During and after the battle, Waller captured at least 500 men, around 100 of these re-enlisting with him. Additionally, more than 100 Royalist soldiers were killed. Together, the men lost represented nearly half of Hopton's infantry forces in the south. Waller, on the other hand, lost around ten men and gained much reputation for his success. Waller put his prisoners to work dragging the horse carcasses from the church, dismantling the scaffoldings inside, and burying their fallen comrades near the northern wall of the building. All of the captured men were then marched to Farnham tied together in pairs.

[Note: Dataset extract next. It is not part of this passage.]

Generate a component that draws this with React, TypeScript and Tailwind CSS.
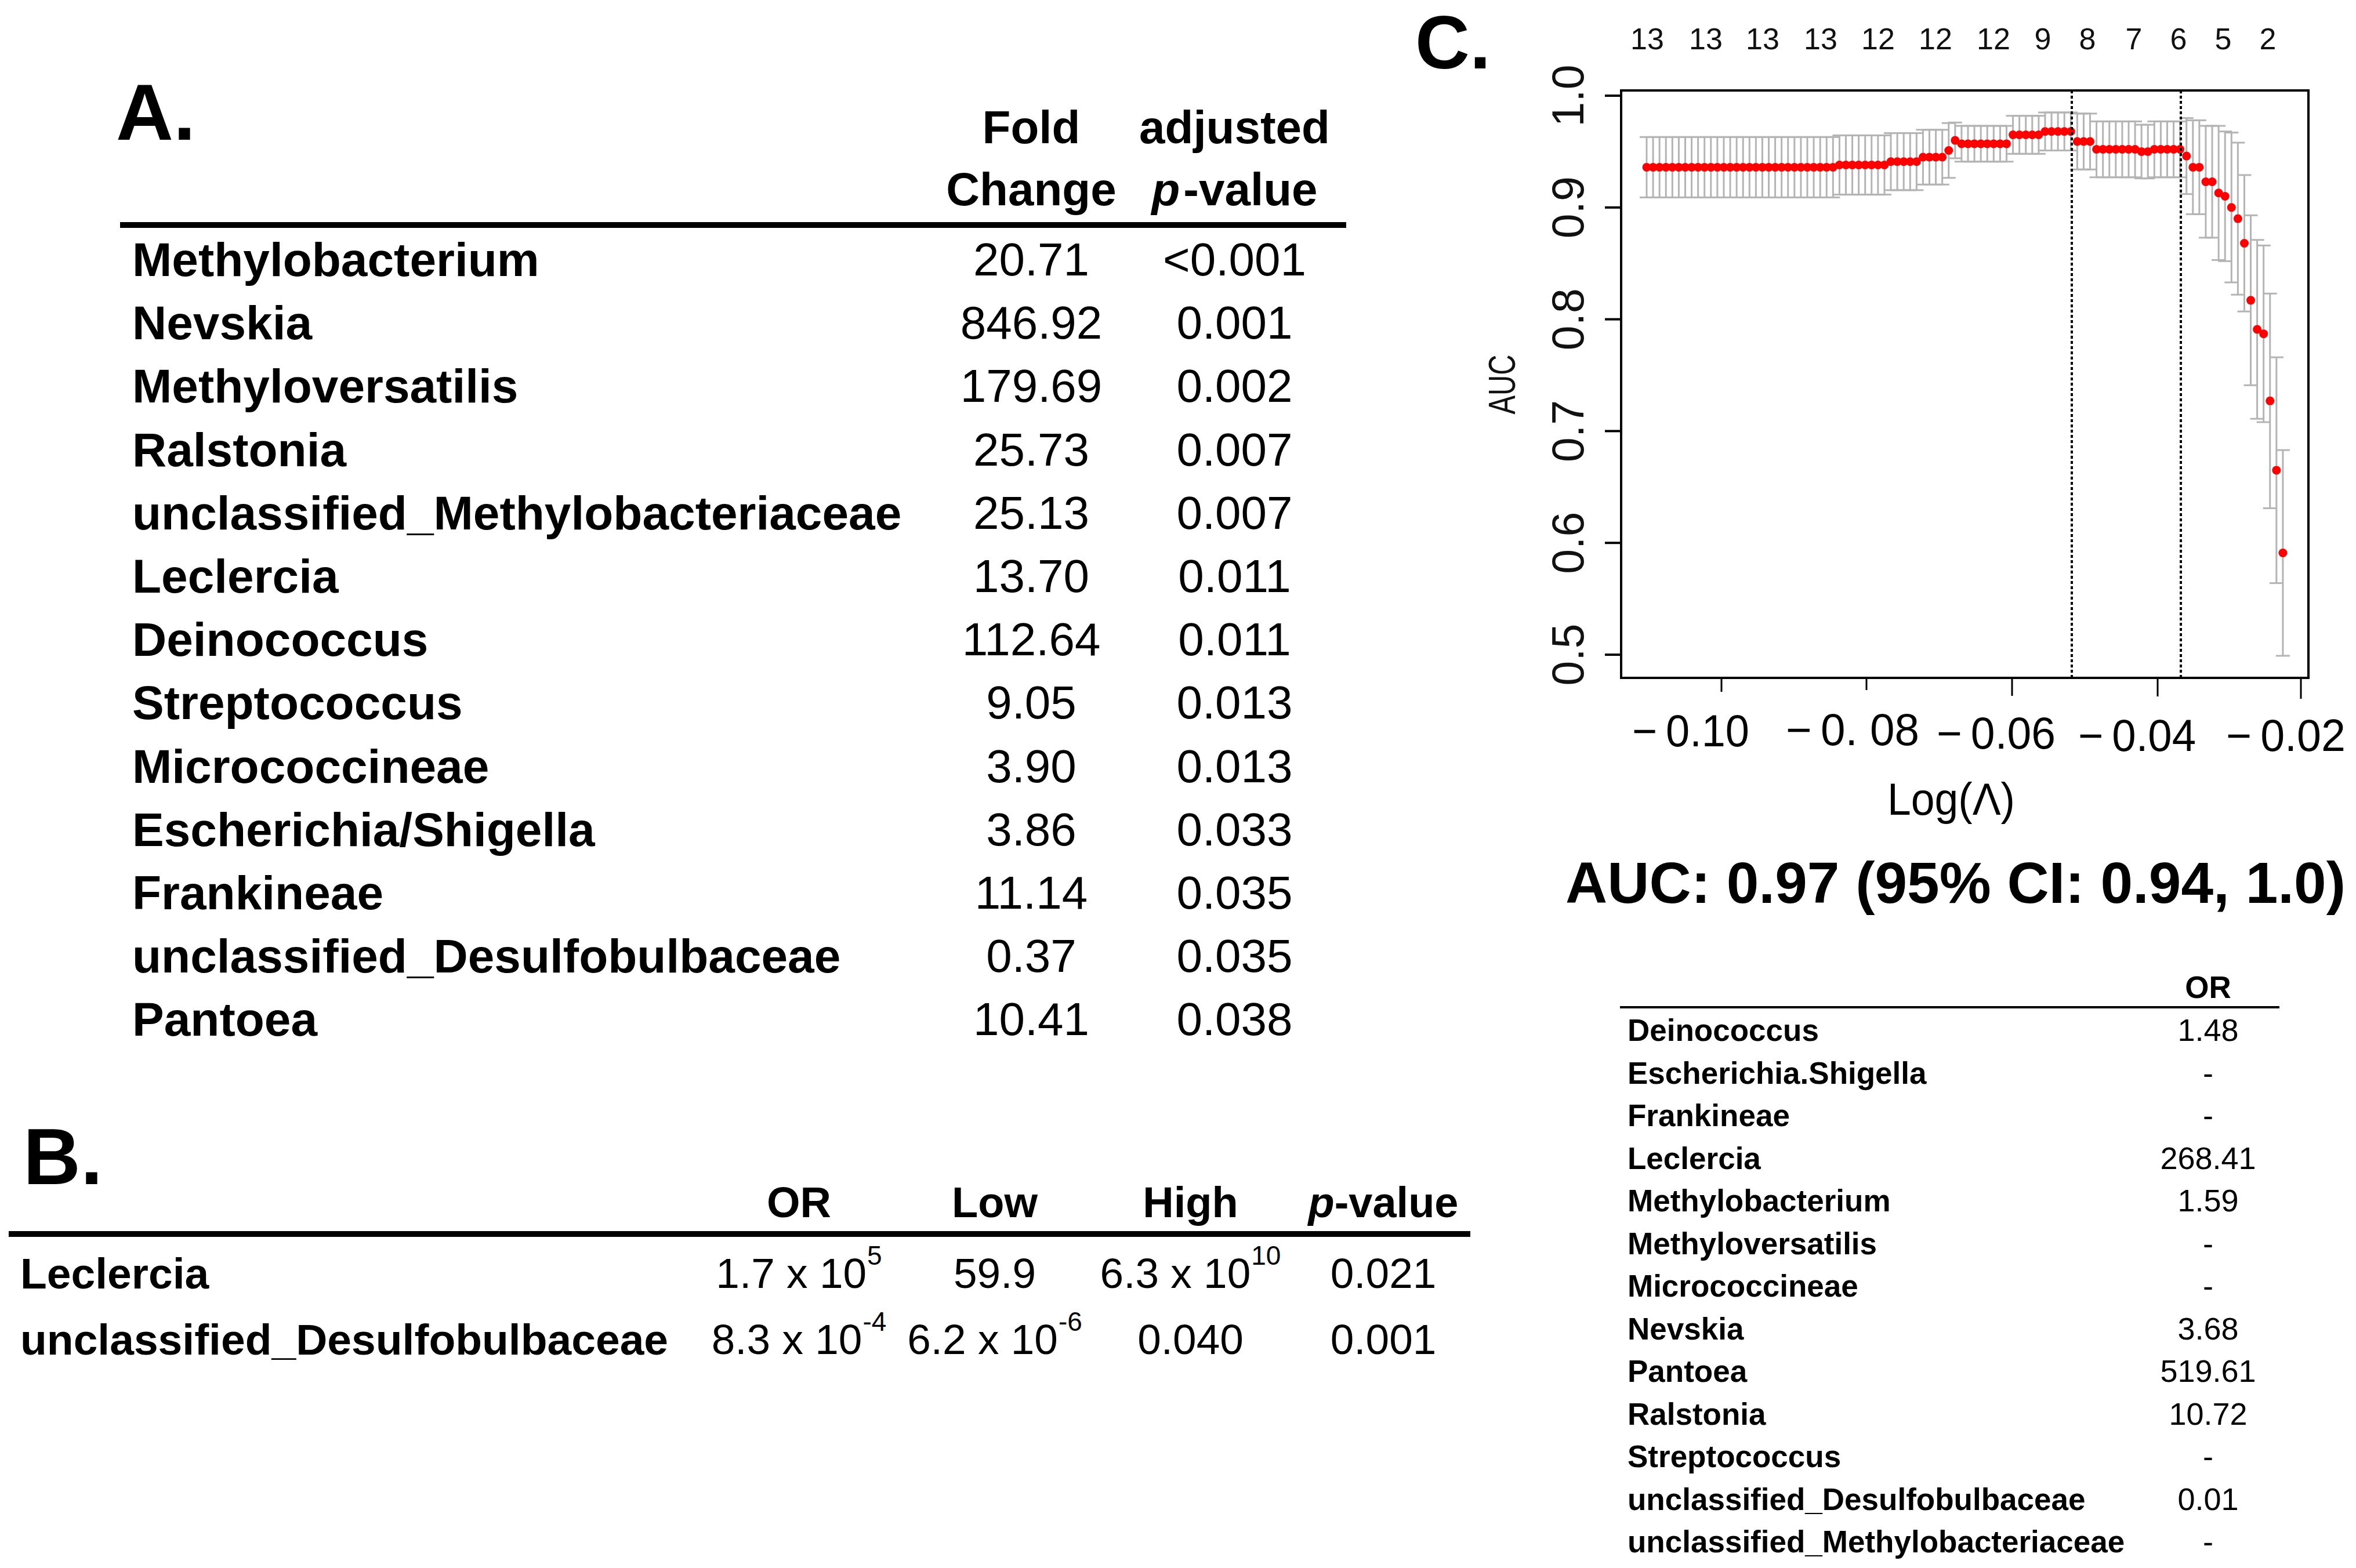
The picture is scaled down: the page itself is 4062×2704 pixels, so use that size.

Waller ordered his men to demolish the town's fortifications, and had survivors that did not re-enlist paraded through the streets of London to mark his victory. Crawford's hat, cloak and gifted wine were all left behind in Alton. From then on, it was said that Crawford, in fleeing, "left his sack at Alton". King Charles, upon hearing of Boles's death, called for a mourning scarf, lamenting at the loss of what he considered to be one of "the best Commanders in this Kingdome". In the following weeks, letters were sent from Crawford and Hopton to Waller:

To Sir W. Waller.—Sir, I hope your gaining of Alton cost you dear. It was your lot to drinke of your own sack, which I never intended to have left for you. I pray you favour me so much as to send me my own chirurgion, and upon my honour I will send you a person suitable to his exchange.

Sir, your servant, Crawford

To Sir W. Waller.—Sir, This is the first evident ill success I have had. I much acknowledge that I have lost many brave and gallant men. I desire you, if Colonel Bolles be alive, to propound a fit exchange; if dead, that you will send me his corps. I pray you sende me a list of such prisoners as you have, that such choice men as they are may not continue long unredeemed. God give a sudden stop to this issue of English Blood, which is the desire, Sir, of you faithful friend to serve you.

Winton, 16 December. Ralf Hopton.

Hopton was severely depressed by his defeat at Alton, more than seemed appropriate given its rather small military importance.

On the Parliamentarian side, the morale boost enjoyed by Waller was significant, and on 15 December, the House of Commons of England ordered Sir Arthur Haslerig and Sir Gilbert Gerard to draft a letter to Waller commending him for his success. The Parliamentary victory at the Battle of Alton allowed Waller to advance south-east, and upon Arundel where he began a successful siege on the Royalists garrisoned there.

Hopton was unable to break the siege with his few remaining foot soldiers, and the 1,000 horse he received from Oxford were unhelpful. After the siege of Arundel, both armies were forced to retire for the winter due to the harsh weather.